Fig. 2 TDOS and PDOS of (a) pure SrTiO₃, (b) Mo monodoped SrTiO₃, and (c) P monodoping. The Fermi level is set at zero energy.

To evaluate the relative difficulty for the incorporation of dopants into the host lattice in experiments, we calculated the formation energies (E_f) of different (Mo + P) codoping configurations. The smaller the formation energy, the easier the substitutional doping is;⁴⁶ that is to say, the stability of the doped SrTiO₃ with different substitutional sites is determined by the relative formation energy.
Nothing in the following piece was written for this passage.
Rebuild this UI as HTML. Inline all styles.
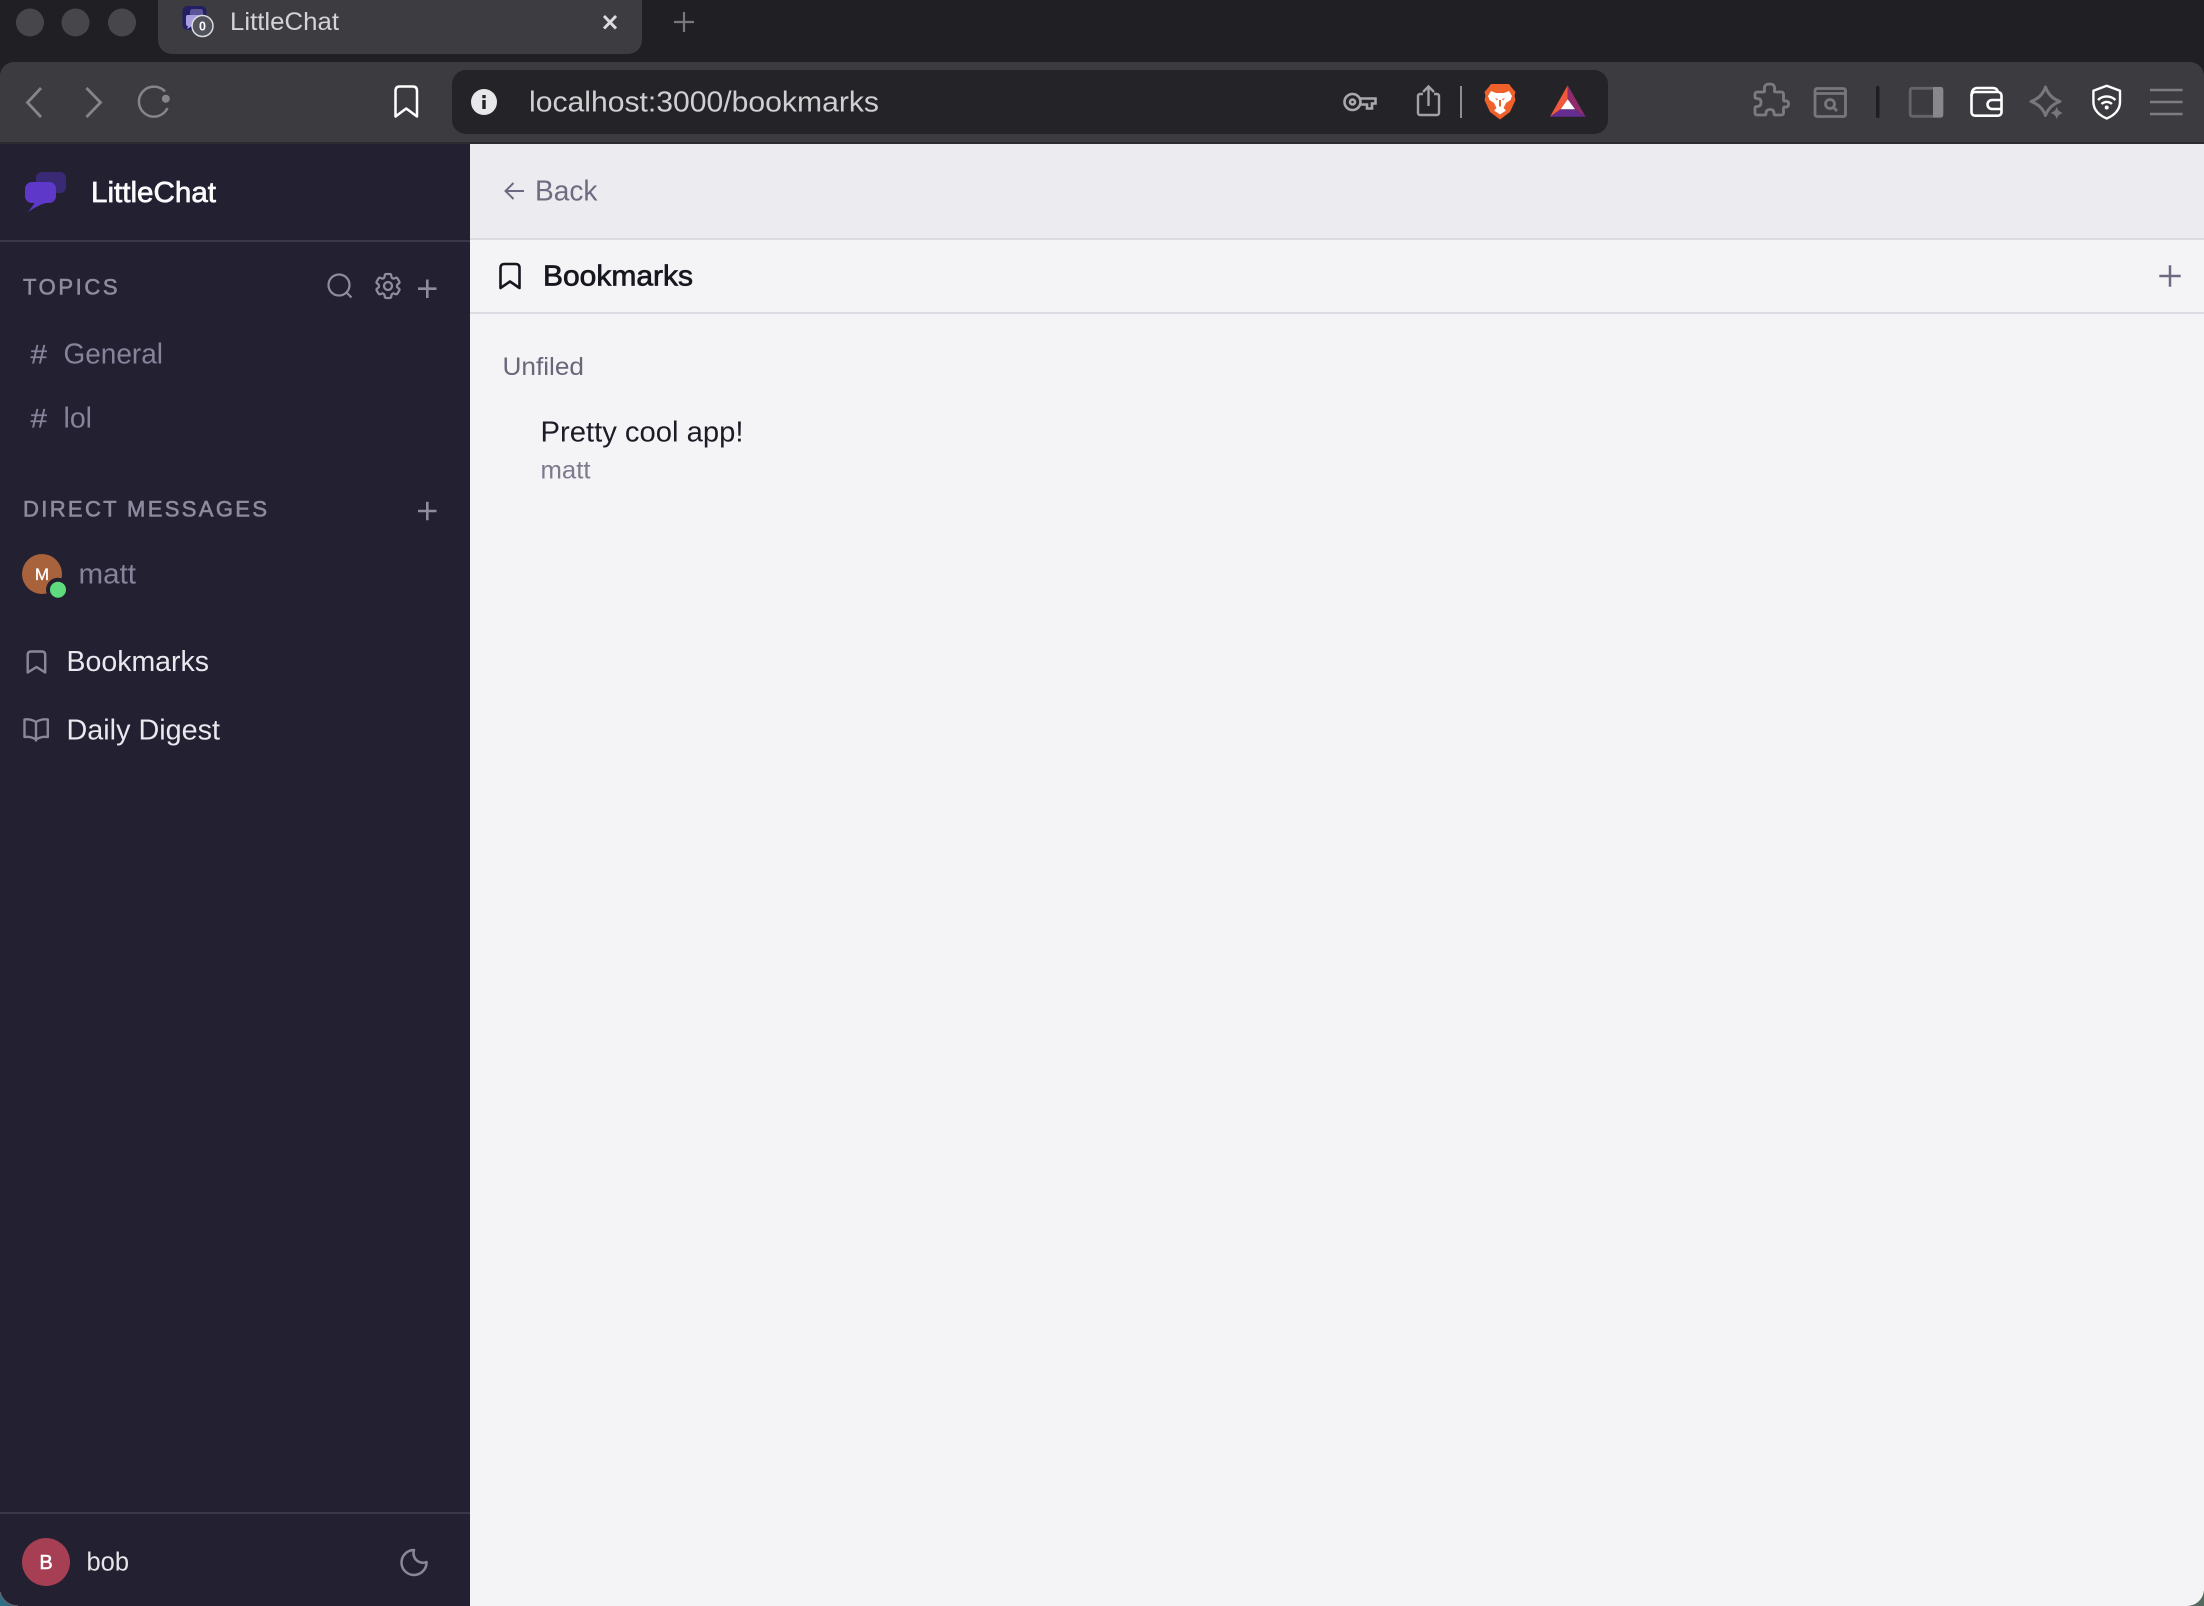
<!DOCTYPE html>
<html lang="en">
<head>
<meta charset="utf-8">
<title>LittleChat</title>
<style>
html,body{margin:0;padding:0;width:2204px;height:1606px;overflow:hidden;background:#202024}
svg{display:block;position:absolute;left:0;top:0}
text{font-family:"Liberation Sans",sans-serif}
</style>
</head>
<body>
<svg width="2204" height="1606" viewBox="0 0 2204 1606" xmlns="http://www.w3.org/2000/svg">
  <!-- window chrome -->
  <rect width="2204" height="1606" fill="#202024"/>
  <circle cx="30" cy="22.5" r="14" fill="#47474b"/>
  <circle cx="75.5" cy="22.5" r="14" fill="#47474b"/>
  <circle cx="122" cy="22.5" r="14" fill="#47474b"/>
  <path d="M158 0H642V40a14 14 0 0 1-14 14H172a14 14 0 0 1-14-14Z" fill="#3c3c41"/>
  <!-- favicon -->
  <rect x="182.5" y="6" width="24" height="24" rx="5" fill="#231f63"/>
  <rect x="190" y="9" width="13" height="10" rx="2.5" fill="#5c5699"/>
  <path d="M187 15h12a2 2 0 0 1 2 2v7a2 2 0 0 1-2 2h-7l-5 3 1-3a2 2 0 0 1-2-2v-7a2 2 0 0 1 1-2Z" fill="#a89fe0"/>
  <circle cx="202.5" cy="26" r="10.5" fill="#50525c" stroke="#dddddf" stroke-width="1.5"/>
  <text x="202.5" y="30.5" font-size="12.5" font-weight="700" fill="#fff" text-anchor="middle">0</text>
  <text x="230" y="30" font-size="25" fill="#d4d4d6" textLength="109" lengthAdjust="spacingAndGlyphs">LittleChat</text>
  <path d="M604 16l12 12.500M616 16l-12 12.500" stroke="#dcdcde" stroke-width="3" fill="none"/>
  <path d="M684 12v20M674 22h20" stroke="#77777c" stroke-width="2.200" fill="none"/>

  <!-- toolbar -->
  <path d="M0 144V76a14 14 0 0 1 14-14H2190a14 14 0 0 1 14 14V144Z" fill="#3c3b40"/>
  <rect y="142" width="2204" height="2" fill="#2c2c30"/>
  <path d="M41 88L27.5 102.500 41 117M86.500 88L100.500 102.500 86.500 117" stroke="#86868a" stroke-width="2.800" fill="none"/>
  <path d="M165 91.500A15 15 0 1 0 167.500 108" stroke="#86868a" stroke-width="2.500" fill="none"/>
  <circle cx="165.800" cy="98.700" r="4" fill="#86868a"/>
  <path d="M395.500 91q0-4.500 4-4.500h13.500q4 0 4 4.500V116.500l-10.800-8-10.700 8Z" stroke="#fff" stroke-width="2.500" fill="none" stroke-linejoin="round"/>
  <rect x="452" y="70" width="1156" height="64" rx="14" fill="#242428"/>
  <circle cx="484" cy="102" r="13" fill="#e8e8ea"/>
  <rect x="482.300" y="100" width="3.400" height="9" fill="#242428"/>
  <rect x="482.300" y="95" width="3.400" height="3.200" fill="#242428"/>
  <text x="529" y="111.500" font-size="29" fill="#d0d0d2" textLength="350" lengthAdjust="spacingAndGlyphs">localhost:3000/bookmarks</text>
  <!-- key -->
  <g stroke="#a9a9ad" stroke-width="2.600" fill="none">
    <circle cx="1352.500" cy="102" r="8"/>
    <circle cx="1352.500" cy="102" r="2.500"/>
    <path d="M1360.500 98.500H1375.500V103.500H1372V108.500H1367V104.500H1360.500"/>
  </g>
  <!-- share -->
  <g stroke="#a2a2a6" stroke-width="2.400" fill="none">
    <path d="M1423 94h-3a2 2 0 0 0-2 2v17a2 2 0 0 0 2 2h17a2 2 0 0 0 2-2V96a2 2 0 0 0-2-2h-3"/>
    <path d="M1428.500 106V87M1423 92l5.500-5.500 5.500 5.500"/>
  </g>
  <rect x="1460" y="86" width="2" height="32" fill="#8e8e92"/>
  <!-- lion shield -->
  <path d="M1491 84H1509L1512 88 1515.500 92 1514.500 96 1515.500 100 1510 112 1500 119.500 1490 112 1484.500 100 1485.500 96 1484.500 92 1488 88Z" fill="#f0602a"/>
  <path d="M1491 91L1496 93H1504L1509 91 1512 96 1510.500 100 1506 103 1503.500 108 1506 110.500 1500 114.500 1494 110.500 1496.500 108 1494 103 1489.500 100 1488 96Z" fill="#fff"/>
  <path d="M1495 98l3 1-1 1.500zM1505 98l-3 1 1 1.500zM1499 100V106.500h2V100Z" fill="#f0602a"/>
  <!-- BAT -->
  <path d="M1567.700 85.300L1550 116.700 1560.700 109.300 1567.700 99.300Z" fill="#f0593c"/>
  <path d="M1567.700 85.300L1585.700 116.700 1575 109.300 1567.700 99.300Z" fill="#8f2a6b"/>
  <path d="M1550 116.700H1585.700L1575 109.300H1560.700Z" fill="#662d91"/>
  <path d="M1567.700 99.300L1560.700 109.300H1575Z" fill="#fff"/>
  <!-- right toolbar icons -->
  <path d="M1757 92h6.500q1.500 0 1-2q-1-6 5-6q6 0 5 6q-.5 2 1 2h6a2 2 0 0 1 2 2v6q0 1.500 2 1q3-.5 3 3q0 3.500-3 3q-2-.5-2 1v5a2 2 0 0 1-2 2h-6q-1.500 0-1.500-1.500q0-4-4-4q-4 0-4 4q0 1.500-1.500 1.500h-7.500a2 2 0 0 1-2-2v-5q0-1.500 2-1.500q4 0 4-4q0-4-4-4q-2 0-2-1.500v-3a2 2 0 0 1 2-2Z" stroke="#7c7c80" stroke-width="2.800" fill="none"/>
  <g stroke="#78787c" fill="none" stroke-width="2.800">
    <rect x="1815" y="88.500" width="30.500" height="28" rx="2"/>
    <path d="M1815 93.500H1845.500"/>
    <circle cx="1830" cy="104" r="4.500"/>
    <path d="M1833.500 107.500l3.500 3.500"/>
  </g>
  <rect x="1876" y="86" width="3.500" height="32" rx="1.500" fill="#1e1e22"/>
  <rect x="1910.200" y="88.300" width="32" height="28" rx="2" stroke="#656569" stroke-width="2.800" fill="none"/>
  <path d="M1933 87H1941a2 2 0 0 1 2 2V115.500a2 2 0 0 1-2 2H1933Z" fill="#88888c"/>
  <g stroke="#fff" stroke-width="2.600" fill="none">
    <path d="M1971.500 96q0-8 6-8H1993q4 0 5 4"/>
    <rect x="1971.500" y="92" width="30" height="23.700" rx="3.500"/>
    <path d="M2002 100H1992a4.500 4.500 0 0 0 0 9H2002"/>
  </g>
  <path d="M2045.500 87Q2049 97.500 2060 101.500Q2049 105.500 2045.500 115.500Q2042 105.500 2031 101.500Q2042 97.500 2045.500 87Z" stroke="#78787c" stroke-width="3" fill="none" stroke-linejoin="round"/>
  <path d="M2056.800 106.500C2057.500 110 2059 111.700 2063 113C2059 114.300 2057.500 116 2056.800 119.500C2056 116 2054.500 114.300 2050.500 113C2054.500 111.700 2056 110 2056.800 106.500Z" fill="#78787c"/>
  <g stroke="#fff" fill="none" stroke-width="2.400">
    <path d="M2106.700 85.800L2120 90.800V102C2120 110 2114 115.500 2106.700 118.500C2099.400 115.500 2093.400 110 2093.400 102V90.800Z" stroke-linejoin="round"/>
    <path d="M2098 100a12.500 12.500 0 0 1 17.400 0M2101.500 104a7.500 7.500 0 0 1 10.400 0"/>
  </g>
  <circle cx="2106.700" cy="107.500" r="2" fill="#fff"/>
  <path d="M2150 90H2182.500M2150 102H2182.500M2150 114H2182.500" stroke="#7e7e82" stroke-width="2.500" fill="none"/>

  <!-- sidebar -->
  <rect x="0" y="144" width="470" height="1462" fill="#232031"/>
  <rect x="36" y="172" width="30" height="21" rx="6" fill="#3a2a75"/>
  <path d="M32 182H49a7 7 0 0 1 7 7V196a7 7 0 0 1-7 7H46C40 204.500 34 208 28 212C30 209 33 206 34.500 203H32a7 7 0 0 1-7-7V189a7 7 0 0 1 7-7Z" fill="#5e38c8"/>
  <text x="91" y="202" font-size="29" fill="#fbfbfd" stroke="#fbfbfd" stroke-width=".7" textLength="125" lengthAdjust="spacingAndGlyphs">LittleChat</text>
  <rect y="240" width="470" height="2" fill="#3a3748"/>

  <text x="23" y="294.300" font-size="22" fill="#8f8b9f" stroke="#8f8b9f" stroke-width=".6" textLength="94.500" lengthAdjust="spacing">TOPICS</text>
  <g stroke="#8f8c9e" fill="none" stroke-width="2.200">
    <circle cx="339" cy="285" r="10.500"/>
    <path d="M346.500 292.500L351.500 297.500"/>
  </g>
  <g transform="translate(372 270) scale(1.333)" stroke="#8f8c9e" fill="none" stroke-width="1.700">
    <path d="M9.594 3.94c.09-.542.56-.94 1.11-.94h2.593c.55 0 1.020.398 1.110.94l.213 1.281c.063.374.313.686.645.870.074.040.147.083.220.127.325.196.720.257 1.075.124l1.217-.456a1.125 1.125 0 0 1 1.370.490l1.296 2.247a1.125 1.125 0 0 1-.260 1.431l-1.003.827c-.293.241-.438.613-.430.992a7.723 7.723 0 0 1 0 .255c-.008.378.137.750.430.991l1.004.827c.424.350.534.955.260 1.430l-1.298 2.247a1.125 1.125 0 0 1-1.369.491l-1.217-.456c-.355-.133-.750-.072-1.076.124a6.470 6.470 0 0 1-.220.128c-.331.183-.581.495-.644.869l-.213 1.281c-.090.543-.560.940-1.110.940h-2.594c-.550 0-1.019-.398-1.110-.940l-.213-1.281c-.062-.374-.312-.686-.644-.870a6.520 6.520 0 0 1-.220-.127c-.325-.196-.720-.257-1.076-.124l-1.217.456a1.125 1.125 0 0 1-1.369-.490l-1.297-2.247a1.125 1.125 0 0 1 .260-1.431l1.004-.827c.292-.240.437-.613.430-.991a6.932 6.932 0 0 1 0-.255c.007-.380-.138-.751-.430-.992l-1.004-.827a1.125 1.125 0 0 1-.260-1.430l1.297-2.247a1.125 1.125 0 0 1 1.370-.491l1.216.456c.356.133.751.072 1.076-.124.072-.044.146-.086.220-.128.332-.183.582-.495.644-.869l.214-1.280Z"/>
    <circle cx="12" cy="12" r="3"/>
  </g>
  <path d="M427.300 279.500V298M418 288.700H436.500" stroke="#8f8c9e" stroke-width="2.600" fill="none"/>

  <text x="30.500" y="363.300" font-size="27" fill="#86839a" stroke="#86839a" stroke-width=".3" textLength="16.500" lengthAdjust="spacingAndGlyphs">#</text>
  <text x="63.500" y="363.300" font-size="28.500" fill="#86839a" textLength="99.500" lengthAdjust="spacingAndGlyphs">General</text>
  <text x="30.500" y="427.300" font-size="27" fill="#86839a" stroke="#86839a" stroke-width=".3" textLength="16.500" lengthAdjust="spacingAndGlyphs">#</text>
  <text x="63.500" y="427.300" font-size="28.500" fill="#86839a" textLength="28.500" lengthAdjust="spacingAndGlyphs">lol</text>

  <text x="23" y="516.700" font-size="22" fill="#8f8b9f" stroke="#8f8b9f" stroke-width=".6" textLength="244" lengthAdjust="spacing">DIRECT MESSAGES</text>
  <path d="M427.300 501.700V520.300M418 511H436.500" stroke="#8f8c9e" stroke-width="2.600" fill="none"/>

  <circle cx="42" cy="574" r="20" fill="#a8623c"/>
  <text x="42" y="580" font-size="17" fill="#fff" stroke="#fff" stroke-width=".3" text-anchor="middle">M</text>
  <circle cx="58" cy="589.700" r="12" fill="#232031"/>
  <circle cx="58" cy="589.700" r="8" fill="#5ddb7d"/>
  <text x="78.500" y="583.300" font-size="28.500" fill="#86839a" textLength="57.500" lengthAdjust="spacingAndGlyphs">matt</text>

  <path d="M27.700 655q0-3.500 3.500-3.500h10.500q3.500 0 3.500 3.500V672.500l-8.700-5.500-8.800 5.500Z" stroke="#8a879b" stroke-width="2.400" fill="none" stroke-linejoin="round"/>
  <text x="66.500" y="671" font-size="28.500" fill="#e9e8ee" textLength="142.500" lengthAdjust="spacingAndGlyphs">Bookmarks</text>
  <path d="M36 722C32 719.500 28 719 24.500 719.500V737C28 736.500 32 737 36 739.500C40 737 44 736.500 47.800 737V719.500C44 719 40 719.500 36 722ZM36 722V741.500" stroke="#8a879b" stroke-width="2.400" fill="none" stroke-linejoin="round"/>
  <text x="66.500" y="739.300" font-size="28.500" fill="#e9e8ee" textLength="153.500" lengthAdjust="spacingAndGlyphs">Daily Digest</text>

  <rect y="1512" width="470" height="2" fill="#3a3748"/>
  <circle cx="46" cy="1562" r="24" fill="#a63f53"/>
  <text x="46" y="1569" font-size="20" fill="#fff" stroke="#fff" stroke-width=".5" text-anchor="middle">B</text>
  <text x="86.500" y="1570.700" font-size="25.500" fill="#e6e5ea" textLength="42.500" lengthAdjust="spacingAndGlyphs">bob</text>
  <path d="M414 1550A12.500 12.500 0 1 0 426.500 1562A9.500 9.500 0 0 1 414 1550Z" stroke="#8a879b" stroke-width="2.500" fill="none" stroke-linejoin="round"/>

  <!-- main -->
  <rect x="470" y="144" width="1734" height="1462" fill="#f4f4f7"/>
  <rect x="470" y="144" width="1734" height="94" fill="#ecebf0"/>
  <rect x="470" y="238" width="1734" height="2" fill="#dcdbe2"/>
  <rect x="470" y="312" width="1734" height="2" fill="#dcdbe2"/>
  <path d="M524 191H506M513.500 183L505.500 191 513.500 199" stroke="#6c6a7e" stroke-width="2" fill="none"/>
  <text x="535" y="200.700" font-size="28.500" fill="#6e6c80" textLength="62.500" lengthAdjust="spacingAndGlyphs">Back</text>
  <path d="M500.500 268q0-4 4-4h11q4 0 4 4v20l-9.500-6.500-9.500 6.500Z" stroke="#17161f" stroke-width="2.600" fill="none" stroke-linejoin="round"/>
  <text x="543" y="285.700" font-size="28.500" fill="#17171f" stroke="#17171f" stroke-width=".7" textLength="150" lengthAdjust="spacingAndGlyphs">Bookmarks</text>
  <path d="M2170 265.300V286.700M2159.300 276H2180.700" stroke="#6c6a7e" stroke-width="2.500" fill="none"/>
  <text x="502.500" y="375" font-size="25" fill="#686679" textLength="81.500" lengthAdjust="spacingAndGlyphs">Unfiled</text>
  <text x="540.500" y="441.700" font-size="28.500" fill="#1c1b26" textLength="203" lengthAdjust="spacingAndGlyphs">Pretty cool app!</text>
  <text x="540.500" y="478.700" font-size="25" fill="#7c7a8c" textLength="50" lengthAdjust="spacingAndGlyphs">matt</text>

  <!-- window corners -->
  <path d="M0 1606V1592A18 18 0 0 0 18 1606Z" fill="#2f6f86"/>
  <path d="M0 1592A18 18 0 0 0 18 1606" stroke="#5a6270" stroke-width="1.500" fill="none"/>
  <path d="M2204 1606V1590A17 17 0 0 1 2187 1606Z" fill="#56695f"/>
</svg>
</body>
</html>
The formation energies of monodoped Mo and P, and the codoped (Mo + P) SrTiO₃ systems are defined as follows:

E_f = E_monodoped − E_pure + μ_Ti − μ_Mo/P (2)

and

E_f = E_codoped − E_pure + 2μ_Ti − μ_Mo − μ_P (3)

where the E_pure, E_monodoped and E_codoped are the total energy of pure SrTiO₃, Mo or P monodoped, and (Mo + P) codoped SrTiO₃ systems, respectively. μ_Ti, μ_Mo and μ_P denote the chemical potentials of Ti, Mo and P atoms, respectively; the formation energies can vary as a function of the oxygen chemical potential for doped systems.⁴⁷ In this study, we also considered the effect of the oxygen environment (either O-rich or Ti-rich growth conditions) on the formation energy. At the equilibrium conditions between the SrTiO₃ and the reservoirs of Sr, Ti and O elements, the following relation must be satisfied:

μ_Sr + μ_Ti + 3μ_O = μ_SrTiO3 (4)

where μ_Sr, μ_Ti and μ_O are the chemical potentials of Sr, Ti, O elements. In the present study, the μ_Sr and μ_Ti were calculated from the energy per atom in the respective bulk crystals. Under O-rich growth conditions, μ_O was simulated from the energy of one O atom in the O₂ molecule placed at the centre of a 15 × 15 × 15 ų cubic box, and the μ_Ti was determined by formula (4). Under Ti-rich conditions, μ_Ti amounts to the energy of one Ti atom in bulk Ti and the μ_O is assumed by the formula (4). The calculated formation energies of doped SrTiO₃ systems are listed in Table 1. For Mo monodoping, the E_f values were −8.987 and 3.599 eV under O-rich and Ti-rich conditions, respectively, implying that for the monodoping of Mo in SrTiO₃, it is difficult for Mo to enter into the lattice under Ti-rich conditions in experiments. In contrast, for P cation monodoping, the predicted E_f under O-rich and Ti-rich conditions are −15.349 and −2.762 eV, respectively, which indicates that the substitution of one Ti⁴⁺ by a P³⁺ cation can be more easily realized under O-rich conditions than that under Ti-rich conditions. Compared with the monodoping, we found that the E_f decreases after codoping. In the cases of three (Mo + P) codoped configurations, E_f is negative for all of them under O-rich conditions, suggesting that the synthesis of (Mo + P) codoped SrTiO₃ is feasible in an O-rich environment. However, for (Mo + P) codoping under the Ti-rich conditions, the synthesis may be rather difficult due to the positive E_f values.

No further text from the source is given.